Ray Bradbury Centennial post August 14, 2020

Daily Ray Bradbury Centenninal post. With the centennial day (August 22nd) a week away, it is time to address the cat in the room. Ray Bradbury loved cats. Cats figure in his fiction from the beginning to the end, the latter suggested in his collection, The Cat's Pajamas (2004). Bradbury had suffered a stroke in 1999. He recovered to be able to use a wheelchair and a walker, and he continued to visit sf/fantasy convention until 2009, but his writing became dictation to one daughter and arranging for collections of his rich trail of short stories. His favorite and longest-lasting author photo for his books was of him and his black cat in front of a bookcase.

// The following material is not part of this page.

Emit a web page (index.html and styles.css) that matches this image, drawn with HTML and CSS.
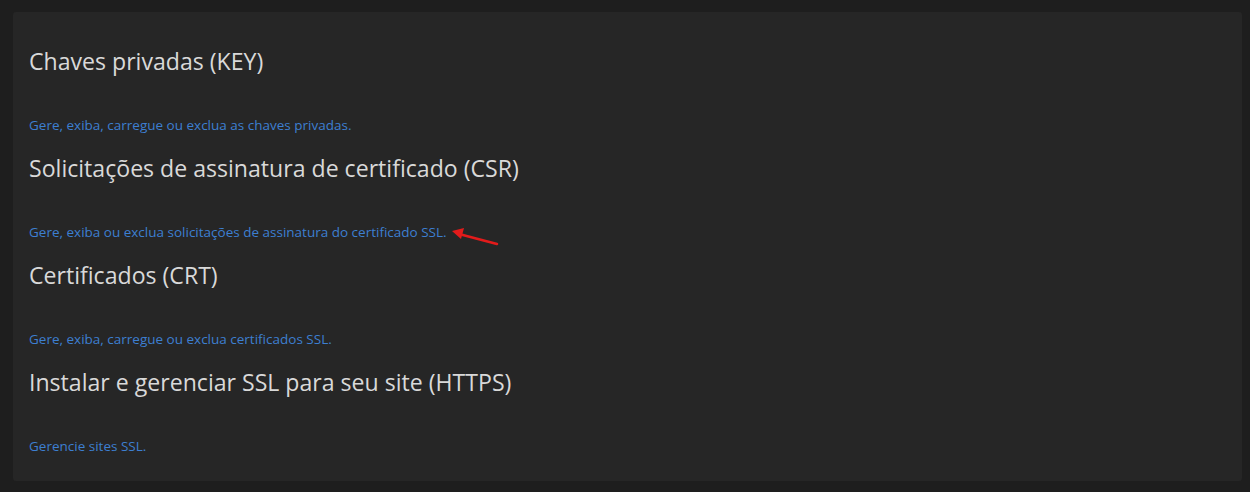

The dark calico in the final photos survived him. In his fiction cats were the closest he came to describing an alien intelligence, one independent of human standards and arbitrary in a human perspective only because so little understood. It is telling that cats often come out better in his stories than children do. Children often are without moral engagment and therefore possibly dangerous, as in "The Veldt" most famously. Cats, on the other hand, may take an interest, but they lack the personal taste for vengeance. Bradbury's most-often repeated quote on creativity used cats as an analogy, one understood by those of us who understand cats as equal companions rather than as pets: “That's the great secret of creativity. You treat ideas like cats: you make them follow you.”